Para os repórteres, a criação da secretaria é uma oportunidade para remexer os crimes ainda não resolvidos contra mulheres. Há uma enormidade de motivos que levam ao feminicídio, como é chamado o assassinato de mulheres por motivos domésticos. Um exemplo foi o que aconteceu no feriadão de Páscoa e Tiradentes, em abril deste ano. Entre a quinta (17) e a segunda-feira (21), 10 mulheres morreram vítimas de feminicídio. Uma das explicações dadas na época pelas autoridades para o absurdo número de crimes foi o fato do feriadão ter sido longo. Como será longo também o feriadão de Natal, que se inicia numa quinta-feira (25) e termina no domingo (28). Sugiro que a imprensa faça um levantamento para saber qual a situação dos autores das mortes na Páscoa. Por que fiz tal recomendação? Simples: a impunidade é um dos fatores que mais incentiva o feminicídio. Nas minhas quatro décadas na lida de repórter trabalhei em muitos casos de assassinatos de mulheres. Os mais violentos foram aqueles em que os corpos não foram encontrados. Nesta situação, a família vive a ilusão de que a desaparecida um dia entrará pela porta de casa. Uma sensação que enlouquece os pais das vítimas e seus filhos. No Rio Grande do Sul, fiz reportagens em quatro casos com este perfil. Apenas um deles, da contadora Sandra Lovis Trentin, foi resolvido. Em janeiro de 2019, um agricultor descobriu uma cova rasa à beira da BR-158, no limite dos municípios de Palmeira das Missões e Condor, onde estava o corpo da contadora, que tinha desaparecido em janeiro de 2018. Ela foi identificada pela arcada dentária. Na ocasião, publiquei o post Cova onde estava corpo da contadora traz pistas para chegar ao mandante. Foi um caso de feminicídio e o mandante e o pistoleiro estão presos – todos os detalhes do crime podem ser encontrados na internet. Vou citar dois casos em que os corpos não foram encontrados. Em junho de 2005, em Porto Alegre, a comerciante Sirlene de Freitas Moraes, 42 anos, acompanhada pelo seu filho Gabriel, sete anos, foram encontrar uma pessoa com quem ela teve um caso extraconjugal e que prometera reconhecer a paternidade do menino. Mãe e filho nunca mais foram vistos. Trabalhei neste caso vários meses. A polícia vasculhou inúmeros locais em busca dos dois, mas nada foi encontrado. A família de Sirlene continua procurando por ela e pelo menino. A polícia tem um suspeito. Mas, sem os corpos ou uma prova forte que o ligue aos desaparecimentos, o crime segue sem solução.

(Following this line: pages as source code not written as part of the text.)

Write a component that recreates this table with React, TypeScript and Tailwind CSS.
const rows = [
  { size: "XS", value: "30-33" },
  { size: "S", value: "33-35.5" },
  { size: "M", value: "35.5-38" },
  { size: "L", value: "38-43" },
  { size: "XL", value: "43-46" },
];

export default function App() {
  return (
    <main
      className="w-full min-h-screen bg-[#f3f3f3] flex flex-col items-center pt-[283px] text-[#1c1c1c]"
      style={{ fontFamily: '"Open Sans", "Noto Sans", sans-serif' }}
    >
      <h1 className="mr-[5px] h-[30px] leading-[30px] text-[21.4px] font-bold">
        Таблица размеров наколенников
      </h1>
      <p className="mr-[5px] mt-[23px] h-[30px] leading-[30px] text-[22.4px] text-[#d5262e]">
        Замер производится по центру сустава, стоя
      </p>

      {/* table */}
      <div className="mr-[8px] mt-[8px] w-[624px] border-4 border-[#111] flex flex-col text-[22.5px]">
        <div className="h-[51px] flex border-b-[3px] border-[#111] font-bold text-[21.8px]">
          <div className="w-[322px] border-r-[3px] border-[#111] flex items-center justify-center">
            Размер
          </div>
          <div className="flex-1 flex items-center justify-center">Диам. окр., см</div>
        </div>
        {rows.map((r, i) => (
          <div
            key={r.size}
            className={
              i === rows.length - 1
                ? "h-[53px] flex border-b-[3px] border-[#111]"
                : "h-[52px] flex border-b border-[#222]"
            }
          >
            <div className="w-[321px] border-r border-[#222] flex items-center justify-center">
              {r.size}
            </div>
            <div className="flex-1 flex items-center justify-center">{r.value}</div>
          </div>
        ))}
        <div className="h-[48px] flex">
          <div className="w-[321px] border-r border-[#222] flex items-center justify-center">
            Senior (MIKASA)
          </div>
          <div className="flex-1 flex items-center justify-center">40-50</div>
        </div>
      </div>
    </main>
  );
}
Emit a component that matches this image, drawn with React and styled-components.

O outro caso foi em abril de 2015. A professora da Universidade Federal de Pelotas (UFPel) Cláudia Hartleben, então com 47 anos, depois de um dia de trabalho passou na casa de uma amiga para conversar. Elas falaram durante cerca de duas horas. Depois, Cláudia embarcou o seu carro e rumou para casa, algumas quadras adiante. Consta na investigação policial que no caminho ela ligou para o seu companheiro, que estava em Porto Alegre. Seus parentes relataram terem ouvido o portão ranger quando a professora chegou em casa. Ela teria entrado e tomado banho antes de simplesmente desaparecer. Seus pertences pessoais ficaram sobre uma mesa, no interior da residência. Nunca mais foi vista. Em abril de 2025, o caso dela foi arquivado pela Justiça. Em 2019, quando o governador Leite foi eleito para o seu primeiro mandato, comentei com colegas repórteres que existia a chance real dele se interessar pelo caso. Afinal, Leite foi vereador (2011 a 2013) e prefeito (2013 a 2017) de Pelotas. Portanto, conhece os detalhes e a imensa repercussão que o desaparecimento da professora causou. Aqui é o seguinte. As delegacias de polícia, e Pelotas não é uma exceção, vivem abarrotadas de crimes para resolver. Geralmente, um desaparecimento, por mais ilustre que seja a pessoa, é candidato à prateleira dos “casos não resolvidos” se não for solucionado em 72 horas. Há um fato técnico para esse prazo de 72 horas. A cada dia que passa sem solução, este tipo de crime costuma ser contaminado por informações fantasiosas que circulam pela cidade. O governador está no seu segundo mandato e tem ambição de ser candidato a presidente da República em 2026. Já tentou, sem sucesso, ser candidato em 2022. Acreditei que, como governador, Leite mexeria no caso da professora Cláudia. Nem chegou perto. Vou contar uma historinha que julgo relevante para a nossa conversa.
Comecei a trabalhar em redação em 1979, sai em 2014 e atualmente ando pelas estradas procurando boas histórias para contar e fazendo livros-reportagem. Sabem? Quando o repórter sai da redação é acompanhado pela memória dos assuntos que cobriu. Vez ou outra, é acordado pela lembrança desses seus “casos não resolvidos”. Na redação, nas ocasiões de datas festivas, eu recebia ligações dos familiares de mulheres desaparecidas. Geralmente, perguntavam se tinha novidades. Continuo recebendo essas ligações. E sempre que surge uma oportunidade lembro dos casos no meu blog, Histórias Mal Contadas. O que governador poderia fazer por estas famílias seria montar uma pequena equipe policial para acompanhar a situação delas. Teriam um telefone para ligar e saberiam que o Estado se interessa pela tragédia da família. Lembro que, em 4 de setembro de 2018, escrevi o post Procurados vivos ou mortos, que relata a dura realidade dos familiares dos desaparecidos.